|Changing aperture and focus settings.|
Depth of field is controlled by a number of factors, but the three which the photographer has direct control over are focal length, aperture, and point of focus. I shot three images of Kathryn, seen above, using my 150 - 600 mm birding lens. Set at the 150 mm mark, it had a relative focal length of 225 mm on my Nikon digital crop sensor camera.
The first image would be the one I would normally go after, with foreground and background both blurred so draw your attention to the subject. The key here is a longer focal length lens with a small f/number (wide aperture). Larger sensors produce images with less depth of field given the same relative focal length, so using a full frame camera will produce narrower depth of fields than a compact camera will. Focusing on the subject renders most other objects out to focus.
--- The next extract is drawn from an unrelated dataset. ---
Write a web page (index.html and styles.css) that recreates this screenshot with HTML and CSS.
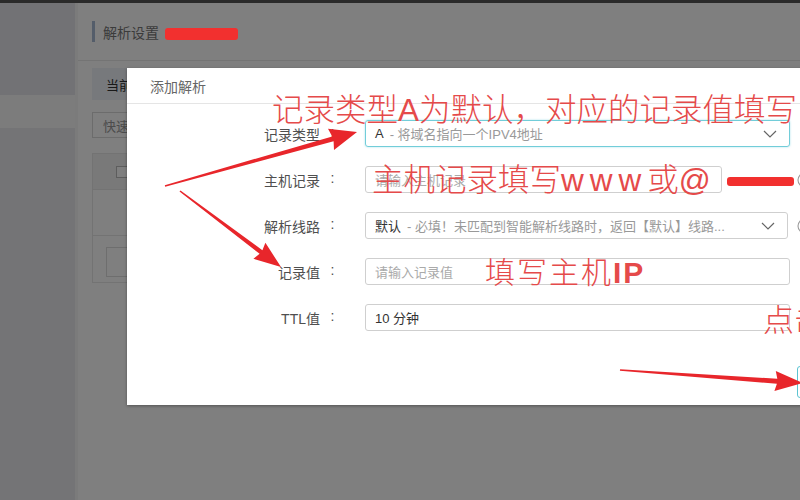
FILE: index.html
```html
<!DOCTYPE html>
<html lang="zh-CN">
<head>
<meta charset="utf-8">
<title>添加解析</title>
<link rel="stylesheet" href="styles.css">
</head>
<body>
<div class="topbar"></div>
<div class="page">
  <aside class="sidebar">
    <div class="sb-block"></div>
    <div class="sb-item"></div>
    <div class="sb-rest"></div>
  </aside>
  <main class="main">
    <header class="main-head"><span class="mark"></span><h1 class="title">解析设置</h1></header>
    <nav class="tabs"><span class="tab">当前解析</span></nav>
    <div class="search">快速搜索</div>
    <div class="table">
      <div class="thead"><span class="check"></span></div>
      <div class="trow"></div>
      <div class="tfoot"><span class="pager"></span></div>
    </div>
  </main>
</div>
<div class="mask"></div>

<section class="modal">
  <div class="modal-head">添加解析</div>
  <div class="modal-body">
    <div class="row">
      <label class="lbl"><span>记录类型</span><span class="colon">:</span></label>
      <div class="field focus"><span class="val">A</span><span class="desc">- 将域名指向一个IPV4地址</span>
        <svg class="chev" viewBox="0 0 14 8" width="14" height="8"><path d="M1 1l6 6 6-6" fill="none" stroke="#666" stroke-width="1.2"/></svg></div>
    </div>
    <div class="row">
      <label class="lbl"><span>主机记录</span><span class="colon">:</span></label>
      <div class="field short"><span class="ph">请输入主机记录</span></div>
      <span class="suffix">.xxxx.cn</span>
      <svg class="help" viewBox="0 0 16 16" width="16" height="16"><circle cx="8" cy="8" r="7" fill="none" stroke="#999" stroke-width="1.1"/><path d="M6 6.2a2 2 0 1 1 2.6 1.9c-.5.2-.6.5-.6 1v.6" fill="none" stroke="#999" stroke-width="1.1"/><circle cx="8" cy="11.6" r=".7" fill="#999"/></svg>
    </div>
    <div class="row">
      <label class="lbl"><span>解析线路</span><span class="colon">:</span></label>
      <div class="field mid"><span class="val">默认</span><span class="desc">- 必填！未匹配到智能解析线路时，返回【默认】线路...</span>
        <svg class="chev" viewBox="0 0 14 8" width="14" height="8"><path d="M1 1l6 6 6-6" fill="none" stroke="#666" stroke-width="1.2"/></svg></div>
      <svg class="help gap" viewBox="0 0 16 16" width="16" height="16"><circle cx="8" cy="8" r="7" fill="none" stroke="#999" stroke-width="1.1"/><path d="M6 6.2a2 2 0 1 1 2.6 1.9c-.5.2-.6.5-.6 1v.6" fill="none" stroke="#999" stroke-width="1.1"/><circle cx="8" cy="11.6" r=".7" fill="#999"/></svg>
    </div>
    <div class="row">
      <label class="lbl"><span>记录值</span><span class="colon">:</span></label>
      <div class="field"><span class="ph">请输入记录值</span></div>
    </div>
    <div class="row">
      <label class="lbl"><span>TTL值</span><span class="colon">:</span></label>
      <div class="field"><span class="val">10 分钟</span></div>
    </div>
  </div>
  <div class="modal-foot">
    <button class="btn primary">确定</button>
    <button class="btn">取消</button>
  </div>
</section>

<div class="marks">
  <span class="redact r1"></span>
  <span class="redact r2"></span>
  <span class="note n1">记录类型<span class="lat">A</span>为默认，对应的记录值填写</span>
  <span class="note n2">主机记录填写<span class="lat www">www</span>或<span class="lat">@</span></span>
  <span class="note n3">填写主机<span class="lat b">IP</span></span>
  <span class="note n4">点击确定</span>
  <svg class="arrows" viewBox="0 0 800 500" width="800" height="500">
    <polygon fill="#e8262b" points="165.2,186.8 333.6,141.2 334.0,149.9 357,132 328.0,128.7 332.2,136.4 164.8,185.2"/>
    <polygon fill="#e8262b" points="179.5,191.6 259.6,253.8 253.4,258.8 281,267 265.4,242.8 262.4,250.2 180.5,190.4"/>
    <polygon fill="#e8262b" points="619.9,370.8 776.9,383.7 774.4,391.1 803,383 775.8,371.1 777.3,378.7 620.1,369.2"/>
  </svg>
</div>
</body>
</html>
```

FILE: styles.css
```css
* { box-sizing: border-box; }
html, body { margin: 0; padding: 0; }
body {
  width: 800px;
  height: 500px;
  overflow: hidden;
  position: relative;
  background: #fff;
  font-family: "Liberation Sans", "Noto Sans CJK SC", sans-serif;
  font-size: 13px;
  color: #333;
}

.topbar { height: 3px; background: #555; }
.page { display: flex; height: 497px; }

.sidebar {
  width: 78px;
  display: flex;
  flex-direction: column;
  border-right: 3px solid #f6f6f6;
  background: #e8e9ed;
}
.sb-block { height: 92px; background: #e4e5ea; }
.sb-item { height: 33px; background: #f9f9f9; }
.sb-rest { flex: 1; background: #e8e9ed; }

.main { flex: 1; padding-left: 14px; background: #fff; }
.main-head {
  height: 58px;
  margin-left: -14px;
  padding-left: 14px;
  border-bottom: 1px solid #e8e8e8;
  display: flex;
  align-items: center;
}
.mark { width: 3px; height: 21px; background: #a9bad4; margin-right: 8px; }
.title { margin: 0; font-size: 14px; font-weight: normal; color: #777; }

.tabs { margin-top: 7px; height: 32px; display: flex; }
.tab {
  display: flex;
  align-items: center;
  padding: 0 14px;
  background: #eef2f9;
  color: #333;
  font-size: 13px;
}
.search {
  margin-top: 12px;
  width: 220px;
  height: 26px;
  border: 1px solid #d8d8d8;
  padding-left: 10px;
  display: flex;
  align-items: center;
  color: #999;
}
.table { margin-top: 15px; width: 700px; border: 1px solid #e6e6e6; }
.thead { height: 35px; background: #f3f3f3; display: flex; align-items: center; padding-left: 23px; }
.check { width: 12px; height: 12px; border: 1px solid #bbb; background: #fff; }
.trow { height: 46px; border-top: 1px solid #e6e6e6; }
.tfoot { height: 47px; border-top: 1px solid #e6e6e6; padding: 11px 0 0 13px; }
.pager { display: block; width: 40px; height: 30px; border: 1px solid #ddd; }

.mask { position: absolute; inset: 0; background: rgba(0, 0, 0, 0.5); }

.modal {
  position: absolute;
  left: 127px;
  top: 68px;
  width: 840px;
  height: 337px;
  background: #fff;
  box-shadow: 0 1px 3px rgba(0, 0, 0, 0.35);
}
.modal-head {
  height: 36px;
  border-bottom: 1px solid #e5e5e5;
  padding-left: 23px;
  display: flex;
  align-items: center;
  font-size: 14px;
  color: #666;
}
.modal-body { padding-top: 16px; display: flex; flex-direction: column; gap: 19px; }
.row { display: flex; align-items: center; height: 27px; }
.lbl {
  width: 218px;
  display: flex;
  justify-content: flex-end;
  font-size: 14px;
  color: #4f4f4f;
}
.colon { width: 25px; text-align: center; }
.field {
  margin-left: 20px;
  width: 425px;
  height: 27px;
  border: 1px solid #cfcfcf;
  border-radius: 3px;
  padding: 0 12px 0 9px;
  display: flex;
  align-items: center;
  white-space: nowrap;
  overflow: hidden;
}
.field.focus { border-color: #72cdd9; box-shadow: 0 0 2px rgba(90, 200, 215, 0.6); }
.field.short { width: 357px; }
.field.mid { width: 423px; }
.val { color: #333; font-size: 13px; }
.desc { color: #999; font-size: 13px; margin-left: 6px; }
.ph { color: #aaa; font-size: 13px; }
.chev { margin-left: auto; }
.suffix { width: 75px; padding-left: 8px; color: #666; font-size: 13px; white-space: nowrap; overflow: hidden; }
.help { flex: none; }
.help.gap { margin-left: 9px; }

.modal-foot { margin-top: 35px; display: flex; justify-content: flex-end; gap: 10px; padding-right: 20px; }
.btn {
  width: 70px;
  height: 32px;
  border: 1px solid #ccc;
  border-radius: 3px;
  background: #fff;
  font-family: inherit;
  font-size: 13px;
  color: #333;
}
.btn.primary { border-color: #5cc4d2; background: #fff; }

.marks { position: absolute; inset: 0; pointer-events: none; }
.arrows { position: absolute; left: 0; top: 0; }
.redact { position: absolute; background: #f2302f; border-radius: 3px; }
.r1 { left: 165px; top: 28px; width: 73px; height: 12px; }
.r2 { left: 727px; top: 177px; width: 67px; height: 9px; }

.note {
  position: absolute;
  white-space: nowrap;
  color: #e54a4a;
  font-family: "Noto Sans CJK SC", sans-serif;
  font-weight: 300;
  line-height: 1;
}
.lat { font-family: "Liberation Sans", sans-serif; }
.lat.www { letter-spacing: 6px; }
.lat.b { font-weight: bold; }
.n1 { left: 272px; top: 92px; font-size: 31.5px; }
.n2 { left: 372px; top: 162px; font-size: 31.5px; }
.n3 { left: 485px; top: 255px; font-size: 30px; letter-spacing: 2px; }
.n4 { left: 763px; top: 302px; font-size: 31px; }
```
The middle image used all the same settings except that the point of focus was changed to the red poppy indicated. The wide aperture and closer point of focus led to a very narrow depth of field, causing my subject to be very blurry. If you notice though, your eye goes to the poppy without much prompting - this is a terrific way to draw your eye. I will go into this in anther blog.
The last one used a small aperture (large f/number). I increased the ISO so that my shutter speed would not be too slow. The lens had vibration reduction, and I was three stops under the recommended hand held shutter speed without vibration mitigation technology. Since I had this turned on, I was within its effective range, as long as the subject wasn't moving. Point of focus placement is important, and I chose a spot about 1/3 of the way from the front poppy to the person. You can see that depth of field was increased significantly.
This is one of the reasons I suggest shooting in aperture priority instead of program or an auto mode; you have much more control over aperture. As you become more familiar with your camera its many controls you will be able to make better choices regarding the composition of your images.